SUPPLIED DATA →

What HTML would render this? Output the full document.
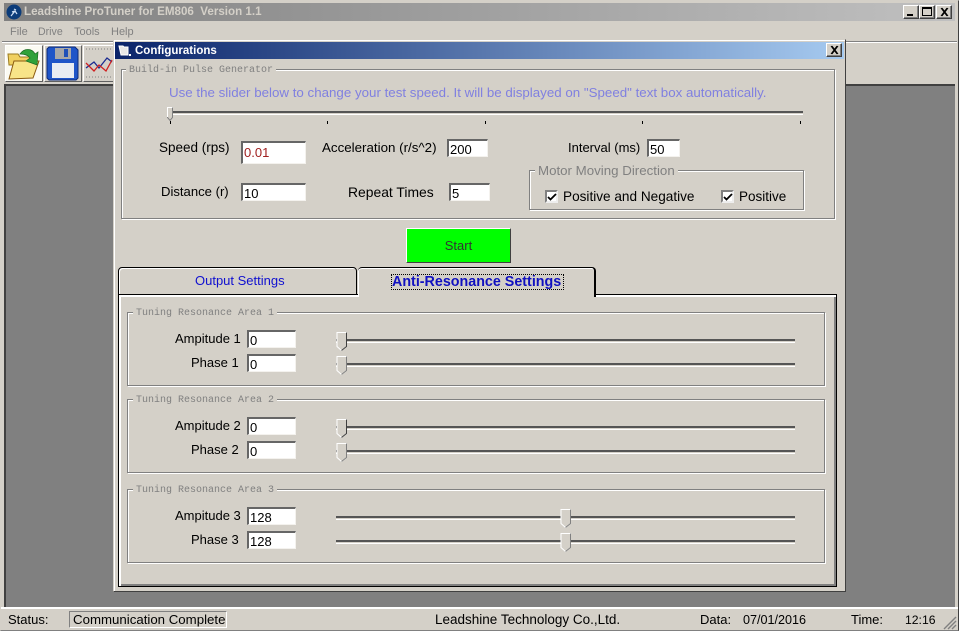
<!DOCTYPE html>
<html><head><meta charset="utf-8"><style>
html,body{margin:0;padding:0;width:959px;height:631px;overflow:hidden;background:#d4d0c8}
body{position:relative;font-family:"Liberation Sans",sans-serif;font-size:13px;color:#000}
div,span.t{position:absolute;box-sizing:border-box}
.t{white-space:nowrap;line-height:16px}
.i{background:#fff;border:1px solid;border-color:#808080 #f4f2ee #f4f2ee #808080;border-top:2px solid #666;border-left:2px solid #666;padding-left:1px;line-height:17px;font-size:13px;height:18px;overflow:hidden;white-space:nowrap}
.g{border:1px solid #808080;box-shadow:1px 1px 0 #fff,inset 1px 1px 0 #fff}
.m{font-family:"Liberation Mono",monospace;font-size:10px;color:#808080;background:#d4d0c8;padding:0 3px;line-height:12px;white-space:nowrap}
.tr{height:4px;border-top:2px solid #555;border-bottom:1px solid #fff;background:#d4d0c8}
.wb{width:16px;height:14px;background:#d4d0c8;border:1px solid;border-color:#fff #404040 #404040 #fff;box-shadow:inset -1px -1px 0 #808080}
.tick{width:1px;height:3px;background:#000;top:121px}
svg{position:absolute;overflow:visible}
</style></head><body>

<!-- main window -->
<div style="left:0;top:0;width:959px;height:631px;border:1px solid;border-color:#d4d0c8 #404040 #808080 #d4d0c8"></div>
<div style="left:4px;top:3px;width:951px;height:18px;background:linear-gradient(90deg,#808080,#c0c0c0)"></div>
<svg style="left:6px;top:4px" width="16" height="16" viewBox="0 0 16 16"><circle cx="8" cy="8" r="7.5" fill="#0b3c7a"/><path d="M5 12L9 7M8 5l2 1M6 8l3-1 2 3" stroke="#cfe0f5" stroke-width="1.2" fill="none"/></svg>
<span class="t" style="left:24px;top:4px;font-weight:bold;font-size:11.6px;color:#d4d0c8">Leadshine ProTuner for EM806&nbsp; Version 1.1</span>
<div class="wb" style="left:903px;top:5px"><div style="left:3px;top:8px;width:6px;height:2px;background:#000"></div></div>
<div class="wb" style="left:919px;top:5px"><div style="left:2px;top:1px;width:10px;height:9px;border:1px solid #000;border-top-width:2px"></div></div>
<div class="wb" style="left:936px;top:5px"><svg style="left:3px;top:2px" width="9" height="8" viewBox="0 0 9 8"><path d="M1 0l6 8M2 0l6 8M7 0L1 8M8 0L2 8" stroke="#000" fill="none"/></svg></div>

<span class="t" style="left:10px;top:24px;font-size:11px;color:#808080">File</span>
<span class="t" style="left:38px;top:24px;font-size:10.6px;color:#808080">Drive</span>
<span class="t" style="left:74px;top:24px;font-size:11px;color:#808080">Tools</span>
<span class="t" style="left:111px;top:24px;font-size:11px;color:#808080">Help</span>

<div style="left:2px;top:41px;width:955px;height:2px;background:linear-gradient(#808080 50%,#fff 50%)"></div>

<!-- toolbar -->
<div style="left:5px;top:45px;width:38px;height:37px;border:1px solid;border-color:#fff #606060 #606060 #fff;background:#fff"></div>
<svg style="left:6px;top:46px" width="36" height="35" viewBox="0 0 36 35"><rect width="36" height="35" fill="#fbfaf2"/><path d="M2 8h10l2 3h14v8H3z" fill="#f0d060" stroke="#9a7a20"/><path d="M3 33L8 15h25l-6 17z" fill="#f8e488" stroke="#8a5a10"/><path d="M14 8C18 2 26 2 29 8l3-2-1 13-11-4 4-3c-2-3-6-4-10-4z" fill="#2fa23a" stroke="#1a6a22" stroke-width=".7"/></svg>
<div style="left:44px;top:45px;width:38px;height:37px;border:1px solid;border-color:#fff #606060 #606060 #fff;background:#d4d0c8"></div>
<svg style="left:47px;top:47px" width="31" height="33" viewBox="0 0 31 33"><path d="M2 0h26l3 3v28l-2 2H2l-2-2V2z" fill="#1f55c8" stroke="#0c2a78"/><rect x="8" y="1" width="16" height="11" fill="#a8a8a8"/><rect x="17" y="2" width="4" height="8" fill="#2050b8"/><rect x="5" y="16" width="22" height="15" fill="#e8ecf2"/></svg>
<div style="left:83px;top:45px;width:31px;height:37px;border:1px solid;border-color:#fff #606060 #606060 #fff"></div>
<svg style="left:85px;top:47px" width="28" height="33" viewBox="0 0 28 33"><path d="M1 2h27M1 30h27" stroke="#808080" stroke-width="1" stroke-dasharray="1 2" fill="none"/><path d="M1 21L9 15l5 6 8-10 5 4" stroke="#1a2a90" stroke-width="1.300" fill="none"/><path d="M1 16l8 8 5-6 7 6 6-11" stroke="#d02020" stroke-width="1.300" fill="none"/></svg>

<!-- client -->
<div style="left:4px;top:84px;width:951px;height:524px;background:#808080;border-top:2px solid #404040;border-left:2px solid #404040"></div>
<!-- status bar -->
<div style="left:1px;top:607px;width:957px;height:2px;background:#fff"></div>
<div style="left:1px;top:609px;width:957px;height:21px;background:#d4d0c8"></div>
<span class="t" style="left:8px;top:612px">Status:</span>
<div style="left:69px;top:611px;width:158px;height:17px;border:1px solid;border-color:#808080 #fff #fff #808080"></div>
<span class="t" style="left:73px;top:612px;font-size:13.25px">Communication Complete</span>
<span class="t" style="left:435px;top:612px;font-size:13.5px">Leadshine Technology Co.,Ltd.</span>
<span class="t" style="left:700px;top:612px">Data:</span>
<span class="t" style="left:743px;top:612px;font-size:12.6px">07/01/2016</span>
<span class="t" style="left:851px;top:612px">Time:</span>
<span class="t" style="left:905px;top:612px;font-size:12.2px">12:16</span>
<svg style="left:943px;top:616px" width="14" height="14" viewBox="0 0 14 14"><path d="M13 1L1 13M13 5L5 13M13 9L9 13" stroke="#808080" stroke-width="1.400"/></svg>

<!-- dialog -->
<div style="left:113px;top:39px;width:733px;height:553px;background:#d4d0c8;border:1px solid;border-color:#d4d0c8 #404040 #404040 #d4d0c8;box-shadow:inset 1px 1px 0 #fff"></div>
<div style="left:115px;top:42px;width:729px;height:17px;background:linear-gradient(90deg,#0a246a,#a6caf0)"></div>
<svg style="left:118px;top:44px" width="14" height="13" viewBox="0 0 14 13"><path d="M1 2h4l1 1h4v8H3z" fill="#e8e8e8" stroke="#fff"/><rect x="11" y="10" width="2" height="2" fill="#fff"/></svg>
<span class="t" style="left:135px;top:43px;font-size:11.5px;font-weight:bold;color:#fff">Configurations</span>
<div class="wb" style="left:826px;top:43px"><svg style="left:3px;top:2px" width="9" height="8" viewBox="0 0 9 8"><path d="M1 0l6 8M2 0l6 8M7 0L1 8M8 0L2 8" stroke="#000" fill="none"/></svg></div>

<!-- pulse group -->
<div class="g" style="left:121px;top:69px;width:714px;height:150px"></div>
<div class="m" style="left:126px;top:65px">Build-in Pulse Generator</div>
<span class="t" style="left:169px;top:85px;color:#8080e0;font-size:13.33px">Use the slider below to change your test speed. It will be displayed on "Speed" text box automatically.</span>
<div class="tr" style="left:168px;top:111px;width:635px"></div>
<svg style="left:166px;top:107px" width="9" height="15" viewBox="0 0 9 15"><path d="M1.500 .5h5v10l-2.500 3-2.500-3z" fill="#d4d0c8" stroke="#808080"/><path d="M1.500 10V.5h5" stroke="#fff" fill="none"/></svg>
<div class="tick" style="left:170px"></div><div class="tick" style="left:327px"></div><div class="tick" style="left:485px"></div><div class="tick" style="left:642px"></div><div class="tick" style="left:800px"></div>

<span class="t" style="left:159px;top:140px;font-size:13.5px">Speed (rps)</span>
<div class="i" style="left:241px;top:141px;width:65px;height:23px;color:#a02020;line-height:20px">0.01</div>
<span class="t" style="left:322px;top:140px;font-size:13.35px">Acceleration (r/s^2)</span>
<div class="i" style="left:447px;top:139px;width:41px">200</div>
<span class="t" style="left:568px;top:140px">Interval (ms)</span>
<div class="i" style="left:647px;top:139px;width:33px">50</div>
<span class="t" style="left:161px;top:184px;font-size:13.1px">Distance (r)</span>
<div class="i" style="left:241px;top:183px;width:65px">10</div>
<span class="t" style="left:348px;top:184px;font-size:13.9px">Repeat Times</span>
<div class="i" style="left:449px;top:183px;width:41px">5</div>

<div class="g" style="left:529px;top:170px;width:275px;height:40px"></div>
<div style="left:535px;top:163px;background:#d4d0c8;padding:0 3px;color:#808080;line-height:16px;white-space:nowrap;font-size:13.3px">Motor Moving Direction</div>
<div style="left:545px;top:190px;width:13px;height:13px;background:#fff;border:2px solid;border-color:#808080 #eee #eee #808080"><svg style="left:1px;top:1px" width="8" height="8" viewBox="0 0 8 8"><path d="M0 4l2.500 2.500L8 1" stroke="#000" stroke-width="1.800" fill="none"/></svg></div>
<span class="t" style="left:563px;top:189px;font-size:13.6px">Positive and Negative</span>
<div style="left:721px;top:190px;width:13px;height:13px;background:#fff;border:2px solid;border-color:#808080 #eee #eee #808080"><svg style="left:1px;top:1px" width="8" height="8" viewBox="0 0 8 8"><path d="M0 4l2.500 2.500L8 1" stroke="#000" stroke-width="1.800" fill="none"/></svg></div>
<span class="t" style="left:739px;top:189px;font-size:13.5px">Positive</span>

<!-- start -->
<div style="left:406px;top:228px;width:105px;height:35px;background:#00ff00;border:1px solid;border-color:#fff #404040 #404040 #fff;text-align:center;line-height:33px;color:#333">Start</div>

<!-- tabs -->
<div style="left:118px;top:294px;width:719px;height:293px;background:#d4d0c8;border:1px solid #000;box-shadow:inset 2px 2px 0 #fff,inset -2px -2px 0 #808080"></div>
<div style="left:118px;top:267px;width:239px;height:28px;background:#d4d0c8;border:1px solid #000;border-radius:4px 4px 0 0;box-shadow:inset 1px 1px 0 #fff"></div>
<span class="t" style="left:195px;top:273px;color:#1010d0">Output Settings</span>
<div style="left:358px;top:267px;width:238px;height:30px;background:#d4d0c8;border-top:1px solid #000;border-right:2px solid #000;border-radius:4px 4px 0 0;box-shadow:inset 0 1px 0 #fff,inset 1px 0 0 #fff"></div>
<div style="left:391px;top:274px;width:173px;height:16px;border:1px dotted #000"></div>
<span class="t" style="left:392px;top:274px;color:#1010c0;font-weight:bold;font-size:14.3px">Anti-Resonance Settings</span>

<!-- Area 1 -->
<div class="g" style="left:127px;top:312px;width:698px;height:74px"></div>
<div class="m" style="left:133px;top:308px">Tuning Resonance Area 1</div>
<span class="t" style="left:175px;top:331px">Ampitude 1</span>
<div class="i" style="left:247px;top:330px;width:49px">0</div>
<span class="t" style="left:191px;top:355px">Phase 1</span>
<div class="i" style="left:247px;top:354px;width:49px">0</div>
<div class="tr" style="left:336px;top:339px;width:459px"></div>
<div class="tr" style="left:336px;top:363px;width:459px"></div>
<svg style="left:336px;top:332px" width="12" height="20" viewBox="0 0 12 20"><path d="M1 .5h9.500v14l-5 4-4.500-4z" fill="#d4d0c8" stroke="#fff"/><path d="M10.500 .5v14l-5 4" stroke="#404040" fill="none"/></svg>
<svg style="left:336px;top:356px" width="12" height="20" viewBox="0 0 12 20"><path d="M1 .5h9.500v14l-5 4-4.500-4z" fill="#d4d0c8" stroke="#fff"/><path d="M10.500 .5v14l-5 4" stroke="#808080" fill="none"/></svg>

<!-- Area 2 -->
<div class="g" style="left:127px;top:399px;width:698px;height:74px"></div>
<div class="m" style="left:133px;top:395px">Tuning Resonance Area 2</div>
<span class="t" style="left:175px;top:418px">Ampitude 2</span>
<div class="i" style="left:247px;top:417px;width:49px">0</div>
<span class="t" style="left:191px;top:442px">Phase 2</span>
<div class="i" style="left:247px;top:441px;width:49px">0</div>
<div class="tr" style="left:336px;top:426px;width:459px"></div>
<div class="tr" style="left:336px;top:450px;width:459px"></div>
<svg style="left:336px;top:419px" width="12" height="20" viewBox="0 0 12 20"><path d="M1 .5h9.500v14l-5 4-4.500-4z" fill="#d4d0c8" stroke="#fff"/><path d="M10.500 .5v14l-5 4" stroke="#404040" fill="none"/></svg>
<svg style="left:336px;top:443px" width="12" height="20" viewBox="0 0 12 20"><path d="M1 .5h9.500v14l-5 4-4.500-4z" fill="#d4d0c8" stroke="#fff"/><path d="M10.500 .5v14l-5 4" stroke="#808080" fill="none"/></svg>

<!-- Area 3 -->
<div class="g" style="left:127px;top:489px;width:698px;height:74px"></div>
<div class="m" style="left:133px;top:485px">Tuning Resonance Area 3</div>
<span class="t" style="left:175px;top:508px">Ampitude 3</span>
<div class="i" style="left:247px;top:507px;width:49px">128</div>
<span class="t" style="left:191px;top:532px">Phase 3</span>
<div class="i" style="left:247px;top:531px;width:49px">128</div>
<div class="tr" style="left:336px;top:516px;width:459px"></div>
<div class="tr" style="left:336px;top:540px;width:459px"></div>
<svg style="left:560px;top:509px" width="12" height="20" viewBox="0 0 12 20"><path d="M1 .5h9.500v14l-5 4-4.500-4z" fill="#d4d0c8" stroke="#fff"/><path d="M10.500 .5v14l-5 4" stroke="#808080" fill="none"/></svg>
<svg style="left:560px;top:533px" width="12" height="20" viewBox="0 0 12 20"><path d="M1 .5h9.500v14l-5 4-4.500-4z" fill="#d4d0c8" stroke="#fff"/><path d="M10.500 .5v14l-5 4" stroke="#808080" fill="none"/></svg>

</body></html>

WORK REQUIRED → Within the data above, pick out all lines holding the word "Output".

RESPONSE FOR THIS EXERCISE →
What HTML would render this? Output the full document.
<span class="t" style="left:195px;top:273px;color:#1010d0">Output Settings</span>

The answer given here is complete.